Through this notice, FMCSA is seeking to define a “curbside bus operator” for the purpose of implementing section 32707 of MAP-21, which requires an annual safety fitness assessment of certain motor carriers of passengers that serve primarily urban areas with high passenger loads. The Agency has specifically identified curbside operators as the intended subject of that requirement, and proposes that these carriers should be defined as those that use 25% or more of their motorcoaches for operations involving pick-ups and drop-offs at curbside locations or parking lots.

TTD and our affiliates have long advocated for better oversight of curbside operators. While many carriers run legitimate operations, some take advantage of their unique characteristics and business models to circumvent safety rules and other standards putting drivers and passengers at risk. The passenger bus sector must be held to one standard of safety and curbside operators should not be allowed to operate unsafe vehicles, violate hours of service rules or avoid compliance with driver screening regulations simply because of where they pick up passengers. To combat this problem, TTD has supported FMCSA using its enforcement authority to deter violators and remove unlawful carriers from the roads. In 2013, we filed comments in support of the Agency’s proposed rule concerning patterns of safety violations by motorcoach carriers and praised the Agency for cracking down on unsafe operations. [2] We appreciate FMCSA’s continued efforts to ensure that curbside operators are doing so safely and lawfully.

With regards to this notice, TTD agrees with FMCSA’s determination that Congress’ intent in Section 32707 was to mandate increased oversight for curbside operators. Currently, all motor carriers must receive a safety fitness determination every three years, and it follows that Congress would expand to annual inspections for carriers with the poorest safety record and pattern of violations. This interpretation of the statute is also supported by the fact that the provision was offered by Senator Chuck Schumer (D-NY), who had called for better oversight of curbside operators, and had co-authored a letter in the lead-up to the passage of MAP-21 asking NTSB to expand its investigation of the fatal accident involving World Wide Tours, a curbside operator. The letter also requested that NTSB determine if additional regulation or enforcement against these entities was needed. [3]

While FMCSA appropriately focuses on these types of carriers, we believe that the definition and threshold of 25% as proposed does not capture some carriers and services which should be subject to the annual safety fitness determination. We endorse the comments filed by the Amalgamated Transit Union (ATU), a TTD affiliate, which state that FMCSA should ensure that definition covers medium-sized buses and large passenger vans and include operations that involve transferring passengers to and from curbside pick-up and drop-off locations.

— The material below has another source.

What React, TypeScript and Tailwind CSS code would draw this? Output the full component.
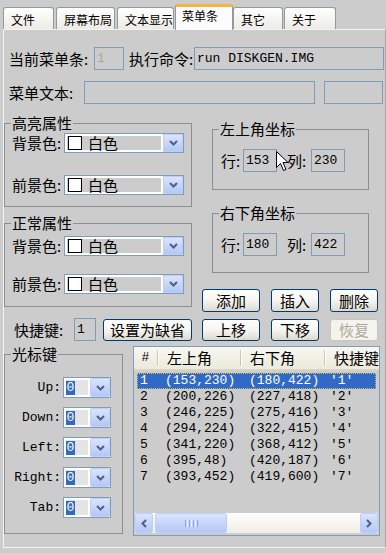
import React from "react";

const MONO = "font-['Liberation_Mono','Noto_Sans_CJK_SC',monospace] text-[13px]";

function Tab({ label, cls }: { label: string; cls: string }) {
  return (
    <div
      className={
        "flex h-[22px] items-center rounded-t-[3px] border border-b-0 border-[#919b9c] bg-gradient-to-b from-white to-[#ecebe5] pl-[7px] pt-[2px] text-[12px] leading-[14px] " +
        cls
      }
    >
      {label}
    </div>
  );
}

function ActiveTab() {
  return (
    <div className="relative z-10 -mb-px ml-[1px] flex h-[26px] w-[58px] items-start rounded-t-[3px] border border-b-0 border-t-[3px] border-[#919b9c] border-t-[#f5b53a] bg-[#fcfcfe] pl-[6px] pt-[2px] text-[12px] leading-[14px]">
      菜单条
    </div>
  );
}

function Field({ cls, value }: { cls: string; value?: string }) {
  return (
    <div className={"flex h-[23px] items-center overflow-hidden border border-[#7f9db9] pl-[2px] " + MONO + " " + cls}>
      {value}
    </div>
  );
}

function Chevron({ dir }: { dir: "down" | "left" | "right" }) {
  if (dir === "down")
    return (
      <svg width="9" height="6" viewBox="0 0 9 6">
        <path d="M1 1 L4.5 4.5 L8 1" fill="none" stroke="#4d6185" strokeWidth="2" />
      </svg>
    );
  if (dir === "left")
    return (
      <svg width="6" height="9" viewBox="0 0 6 9">
        <path d="M5 1 L1.5 4.5 L5 8" fill="none" stroke="#4d6185" strokeWidth="2" />
      </svg>
    );
  return (
    <svg width="6" height="9" viewBox="0 0 6 9">
      <path d="M1 1 L4.5 4.5 L1 8" fill="none" stroke="#4d6185" strokeWidth="2" />
    </svg>
  );
}

function DropBtn() {
  return (
    <div className="flex h-full w-[20px] items-center justify-center rounded-[2px] border border-[#bcd0f8] bg-gradient-to-b from-[#dae4fd] to-[#b4c7f5]">
      <Chevron dir="down" />
    </div>
  );
}

function Group({ legend, cls, children }: { legend: string; cls: string; children: React.ReactNode }) {
  return (
    <fieldset className={"border border-[#8f8f8f] " + cls}>
      <legend className="ml-[6px] px-[1px] text-[15px] leading-[14px]">{legend}</legend>
      {children}
    </fieldset>
  );
}

function ColorRow({ label, cls }: { label: string; cls: string }) {
  return (
    <div className={"flex h-[20px] items-center " + cls}>
      <span className="w-[59px] pl-[7px]">{label}</span>
      <div className="flex h-[20px] w-[120px] border border-[#7f9db9]">
        <div className="flex flex-1 items-center border-2 border-white pl-[1px]">
          <span className="h-[14px] w-[14px] border border-black bg-white" />
          <span className="ml-[6px] leading-[14px]">白色</span>
        </div>
        <DropBtn />
      </div>
    </div>
  );
}

function CoordRow({ a, b, cls }: { a: string; b: string; cls: string }) {
  return (
    <div className={"flex h-[23px] items-center " + cls}>
      <span className="w-[30px] pl-[8px]">行:</span>
      <Field cls="w-[34px]" value={a} />
      <span className="ml-[10px] w-[24px]">列:</span>
      <Field cls="w-[34px]" value={b} />
    </div>
  );
}

function Btn({ children, cls, disabled }: { children: React.ReactNode; cls: string; disabled?: boolean }) {
  return (
    <div
      className={
        (disabled
          ? "border-[#c9c7ba] bg-[#f4f3ee] text-[#aca899] "
          : "border-[#003c74] bg-gradient-to-b from-white via-[#f6f5f1] to-[#dcd9ce] ") +
        "flex items-center justify-center rounded-[3px] border leading-none " +
        cls
      }
    >
      {children}
    </div>
  );
}

function KeyRow({ label }: { label: string }) {
  return (
    <div className="flex h-[21px] items-center">
      <span className={"w-[58px] pr-[2px] text-right " + MONO}>{label}</span>
      <div className="flex h-[21px] w-[48px] border border-[#7f9db9] bg-white">
        <div className="flex flex-1 items-center border-2 border-white bg-[#e4e4e4]">
          <span className={"flex h-[14px] w-[9px] items-center justify-center bg-[#316ac5] text-white " + MONO}>0</span>
        </div>
        <DropBtn />
      </div>
    </div>
  );
}

const rows = [
  ["1", "(153,230)", "(180,422)", "'1'"],
  ["2", "(200,226)", "(227,418)", "'2'"],
  ["3", "(246,225)", "(275,416)", "'3'"],
  ["4", "(294,224)", "(322,415)", "'4'"],
  ["5", "(341,220)", "(368,412)", "'5'"],
  ["6", "(395,48)", "(420,187)", "'6'"],
  ["7", "(393,452)", "(419,600)", "'7'"],
];

function Divider() {
  return (
    <div className="flex h-[16px] w-[2px]">
      <div className="h-full w-px bg-[#c9c6b4]" />
      <div className="h-full w-px bg-white" />
    </div>
  );
}

function ListView() {
  return (
    <div className="ml-[10px] flex h-[190px] w-[247px] flex-col overflow-hidden border border-[#7f9db9] bg-[#cccccc]">
      <div className="flex h-[24px] shrink-0 items-center border-b-2 border-[#d8d4c4] bg-gradient-to-b from-[#f8f7f2] to-[#ebeadb] whitespace-nowrap">
        <div className={"w-[23px] text-center " + MONO}>#</div>
        <Divider />
        <div className="w-[81px] pl-[8px]">左上角</div>
        <Divider />
        <div className="w-[82px] pl-[8px]">右下角</div>
        <Divider />
        <div className="pl-[8px]">快捷键</div>
      </div>
      <div className={"flex-1 px-[3px] pt-[2px] leading-[16px] " + MONO}>
        {rows.map((r, i) => (
          <div
            key={r[0]}
            className={
              "flex h-[16px] items-center whitespace-nowrap " +
              (i === 0 ? "bg-[#316ac5] text-white outline-1 outline-dotted -outline-offset-1 outline-[#c9b86a]" : "")
            }
          >
            <div className="w-[20px] pl-[3px]">{r[0]}</div>
            <div className="w-[83px] pl-[8px]">{r[1]}</div>
            <div className="w-[84px] pl-[9px]">{r[2]}</div>
            <div className="pl-[6px]">{r[3]}</div>
          </div>
        ))}
      </div>
      <div className="mx-px mb-[2px] flex h-[20px] shrink-0 items-stretch bg-gradient-to-b from-[#fefefe] to-[#f0eee5]">
        <div className="flex w-[18px] items-center justify-center rounded-[2px] border border-[#bcd0f8] bg-gradient-to-b from-[#dae4fd] to-[#b4c7f5]">
          <Chevron dir="left" />
        </div>
        <div className="ml-[2px] flex w-[72px] items-center justify-center gap-[1px] rounded-[2px] border border-[#bcd0f8] bg-gradient-to-b from-[#dae4fd] to-[#b4c7f5]">
          <div className="h-[7px] w-px bg-[#8ea6e0]" />
          <div className="h-[7px] w-px bg-[#eef3ff]" />
          <div className="h-[7px] w-px bg-[#8ea6e0]" />
          <div className="h-[7px] w-px bg-[#eef3ff]" />
          <div className="h-[7px] w-px bg-[#8ea6e0]" />
          <div className="h-[7px] w-px bg-[#eef3ff]" />
          <div className="h-[7px] w-px bg-[#8ea6e0]" />
        </div>
        <div className="flex-1" />
        <div className="flex w-[18px] items-center justify-center rounded-[2px] border border-[#bcd0f8] bg-gradient-to-b from-[#dae4fd] to-[#b4c7f5]">
          <Chevron dir="right" />
        </div>
      </div>
    </div>
  );
}

export default function App() {
  return (
    <div className="relative h-[553px] w-[386px] overflow-hidden bg-[#cccccc] font-['Noto_Sans_CJK_SC',sans-serif] text-[15px] leading-[16px] text-black">
      <div className="flex h-[29px] items-end pl-[3px]">
        <Tab cls="w-[51px]" label="文件" />
        <Tab cls="ml-[2px] w-[59px]" label="屏幕布局" />
        <Tab cls="ml-[2px] w-[57px]" label="文本显示" />
        <ActiveTab />
        <Tab cls="w-[50px]" label="其它" />
        <Tab cls="ml-[1px] w-[52px]" label="关于" />
      </div>
      <div className="ml-[3px] h-[519px] w-[383px] border border-[#f4f4f4] border-r-[#a8a8a8]">
        <div className="mt-[17px] flex h-[23px] items-center whitespace-nowrap">
          <span className="ml-[5px] w-[85px]">当前菜单条:</span>
          <Field cls="w-[30px] text-[#aca899]" value="1" />
          <span className="ml-[5px] w-[65px]">执行命令:</span>
          <Field cls="w-[190px] pl-[1px]" value="run DISKGEN.IMG" />
        </div>
        <div className="mt-[11px] flex h-[23px] items-center whitespace-nowrap">
          <span className="ml-[5px] w-[75px]">菜单文本:</span>
          <Field cls="w-[231px]" />
          <Field cls="ml-[9px] w-[59px]" />
        </div>

        <div className="flex items-start whitespace-nowrap">
          <div className="mt-[12px] w-[188px]">
            <Group legend="高亮属性" cls="pb-[11px]">
              <ColorRow label="背景色:" cls="mt-[3px]" />
              <ColorRow label="前景色:" cls="mt-[22px]" />
            </Group>
            <Group legend="正常属性" cls="mt-[9px] pb-[12px]">
              <ColorRow label="背景色:" cls="mt-[6px]" />
              <ColorRow label="前景色:" cls="mt-[18px]" />
            </Group>
          </div>
          <div className="ml-[10px] mt-[18px] w-[177px]">
            <Group legend="左上角坐标" cls="ml-[10px] w-[157px] pb-[17px]">
              <CoordRow a="153" b="230" cls="mt-[13px]" />
            </Group>
            <Group legend="右下角坐标" cls="ml-[10px] mt-[16px] w-[157px] pb-[16px]">
              <CoordRow a="180" b="422" cls="mt-[13px]" />
            </Group>
            <div className="mt-[16px] flex">
              <Btn cls="h-[23px] w-[58px]">添加</Btn>
              <Btn cls="ml-[11px] h-[23px] w-[48px]">插入</Btn>
              <Btn cls="ml-[11px] h-[23px] w-[48px]">删除</Btn>
            </div>
          </div>
        </div>

        <div className="mt-[6px] flex h-[23px] items-center whitespace-nowrap">
          <span className="ml-[10px] w-[60px]">快捷键:</span>
          <Field cls="w-[22px]" value="1" />
          <Btn cls="ml-[7px] h-[22px] w-[89px]">设置为缺省</Btn>
          <Btn cls="ml-[10px] h-[22px] w-[58px]">上移</Btn>
          <Btn cls="ml-[11px] h-[22px] w-[48px]">下移</Btn>
          <Btn disabled cls="ml-[11px] h-[22px] w-[48px]">恢复</Btn>
        </div>

        <div className="mt-[5px] flex items-start whitespace-nowrap">
          <Group legend="光标键" cls="mt-[1px] w-[119px] pb-[15px]">
            <div className="mt-[16px] flex flex-col gap-[9px]">
              <KeyRow label="Up:" />
              <KeyRow label="Down:" />
              <KeyRow label="Left:" />
              <KeyRow label="Right:" />
              <KeyRow label="Tab:" />
            </div>
          </Group>
          <ListView />
        </div>
      </div>
      <svg className="absolute left-[276px] top-[151px]" width="13" height="21" viewBox="0 0 13 21">
        <path d="M0.5 0.5 L0.5 16.5 L4.5 12.5 L7.5 19.5 L10 18.5 L7 11.5 L12 11.5 Z" fill="white" stroke="black" />
      </svg>
    </div>
  );
}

As these types of vehicles are increasingly used by curbside operators, FMCSA should ensure that they are also covered by the proposed definition. By doing so, the Agency can make sure that passengers are transported only in and by compliant vehicles and drivers. Putting aside the threshold determination, the Agency should use its general safety authority, codified at 49 U.S.C 113, to perform annual fitness determinations of specific curbside operations, regardless of the overall designation of the carrier.

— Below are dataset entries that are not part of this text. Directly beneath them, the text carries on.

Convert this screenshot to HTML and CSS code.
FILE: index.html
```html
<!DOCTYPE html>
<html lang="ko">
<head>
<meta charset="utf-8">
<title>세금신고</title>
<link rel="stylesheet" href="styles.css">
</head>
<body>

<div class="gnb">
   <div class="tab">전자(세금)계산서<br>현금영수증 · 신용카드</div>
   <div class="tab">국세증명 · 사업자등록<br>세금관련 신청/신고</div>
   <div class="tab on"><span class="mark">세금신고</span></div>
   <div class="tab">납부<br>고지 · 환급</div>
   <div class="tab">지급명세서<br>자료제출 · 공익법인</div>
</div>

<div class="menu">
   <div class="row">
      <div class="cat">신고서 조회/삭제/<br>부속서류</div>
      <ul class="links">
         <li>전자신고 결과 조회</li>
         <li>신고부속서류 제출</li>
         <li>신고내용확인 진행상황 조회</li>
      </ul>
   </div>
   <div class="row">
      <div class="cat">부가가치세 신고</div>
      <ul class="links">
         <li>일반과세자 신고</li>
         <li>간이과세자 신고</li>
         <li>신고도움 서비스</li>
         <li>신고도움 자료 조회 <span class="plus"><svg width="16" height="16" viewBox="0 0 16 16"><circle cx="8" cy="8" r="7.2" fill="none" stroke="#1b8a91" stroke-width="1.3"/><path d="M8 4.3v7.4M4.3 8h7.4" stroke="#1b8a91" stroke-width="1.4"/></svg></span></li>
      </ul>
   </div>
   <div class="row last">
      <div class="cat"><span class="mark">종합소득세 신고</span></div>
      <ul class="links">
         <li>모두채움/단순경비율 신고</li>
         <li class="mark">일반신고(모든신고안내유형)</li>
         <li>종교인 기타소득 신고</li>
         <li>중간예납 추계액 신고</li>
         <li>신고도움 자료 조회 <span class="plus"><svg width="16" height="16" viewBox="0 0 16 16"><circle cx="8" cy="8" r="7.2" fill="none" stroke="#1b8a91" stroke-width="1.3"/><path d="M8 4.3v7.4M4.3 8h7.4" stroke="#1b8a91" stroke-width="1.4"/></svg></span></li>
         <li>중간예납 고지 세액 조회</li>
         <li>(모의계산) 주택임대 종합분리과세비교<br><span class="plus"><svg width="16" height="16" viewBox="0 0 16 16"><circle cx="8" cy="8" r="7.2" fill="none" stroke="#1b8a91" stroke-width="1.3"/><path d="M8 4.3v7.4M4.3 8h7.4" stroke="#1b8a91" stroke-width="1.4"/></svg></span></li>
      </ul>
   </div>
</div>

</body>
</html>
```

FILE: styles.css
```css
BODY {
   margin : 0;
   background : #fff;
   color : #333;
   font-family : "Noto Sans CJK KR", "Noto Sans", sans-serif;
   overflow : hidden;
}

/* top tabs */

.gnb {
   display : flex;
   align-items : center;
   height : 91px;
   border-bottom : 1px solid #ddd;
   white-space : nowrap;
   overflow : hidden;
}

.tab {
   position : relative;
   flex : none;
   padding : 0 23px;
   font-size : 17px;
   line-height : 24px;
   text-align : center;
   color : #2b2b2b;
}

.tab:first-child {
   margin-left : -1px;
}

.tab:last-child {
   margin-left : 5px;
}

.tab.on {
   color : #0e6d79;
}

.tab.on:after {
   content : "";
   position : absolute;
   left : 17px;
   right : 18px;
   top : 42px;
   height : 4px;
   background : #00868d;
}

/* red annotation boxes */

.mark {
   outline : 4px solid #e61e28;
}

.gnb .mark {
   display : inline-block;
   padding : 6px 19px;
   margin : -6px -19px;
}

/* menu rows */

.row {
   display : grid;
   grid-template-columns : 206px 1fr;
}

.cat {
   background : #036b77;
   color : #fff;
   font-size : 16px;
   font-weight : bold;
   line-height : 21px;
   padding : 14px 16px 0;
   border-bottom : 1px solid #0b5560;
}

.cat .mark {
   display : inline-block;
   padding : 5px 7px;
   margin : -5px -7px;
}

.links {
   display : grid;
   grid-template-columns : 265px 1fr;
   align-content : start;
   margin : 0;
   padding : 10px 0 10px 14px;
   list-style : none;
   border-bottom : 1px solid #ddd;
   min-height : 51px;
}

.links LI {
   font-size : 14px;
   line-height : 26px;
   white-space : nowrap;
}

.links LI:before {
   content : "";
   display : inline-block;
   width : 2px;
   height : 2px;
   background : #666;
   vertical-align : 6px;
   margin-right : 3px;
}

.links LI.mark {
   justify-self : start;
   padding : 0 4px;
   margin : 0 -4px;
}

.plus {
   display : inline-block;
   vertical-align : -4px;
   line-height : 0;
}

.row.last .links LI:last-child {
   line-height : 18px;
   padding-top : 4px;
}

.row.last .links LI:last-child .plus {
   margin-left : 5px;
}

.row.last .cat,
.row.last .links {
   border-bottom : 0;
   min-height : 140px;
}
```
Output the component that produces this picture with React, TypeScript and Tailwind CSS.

Additionally, it is critical that FMCSA ensure that carriers who are subject to the annual safety inspection be identified as such when registering or renewing registration with the Agency. Some curbside operators have skirted safety regulations by participating in deceptive business practices such as “reincarnating” under a new name, or managing to avoid inspections due to the difficulty of locating motorcoaches that are not housed in a central terminal. We support FMCSA’s proposal to require self-identification as a curbside operator, and encourage FMCSA to direct its enforcement personnel to aggressively pursue carriers who fail to do so.

Finally, we also endorse the recommendation of ATU and NTSB that FMCSA should consider requiring the annual assessment of the safety fitness of motor carriers engaged in curbside operations that do not primarily serve urban areas. We do not believe that curbside carriers that choose to operate in defiance of safety regulations only do so when serving intra-city routes, and therefore extending this requirement would be an appropriate use of FMCSA’s general safety authority.

TTD applauds FMCSA for its correct interpretation of the statute and for its continued efforts to address issues concerning carriers who operate curbside services. We appreciate the opportunity to comment on the proposed definition, and we look forward to working with the Agency to continue to improve safety in the passenger motor carrier industry.


Edward Wytkind

[1] Attached is a complete list of TTD’s 32 affiliated unions.

[2] Patterns of Safety Violations by Motor Carrier Management, Notice of Proposed Rulemaking, 77 Fed. Reg. 67613-67624, November 13, 2012. TTD filed comments to the docket on January 15th, 2013.

[3] Senator Chuck Schumer’s letter to the NTSB, co-authored with Rep. Nydia Velazquez can be found attached.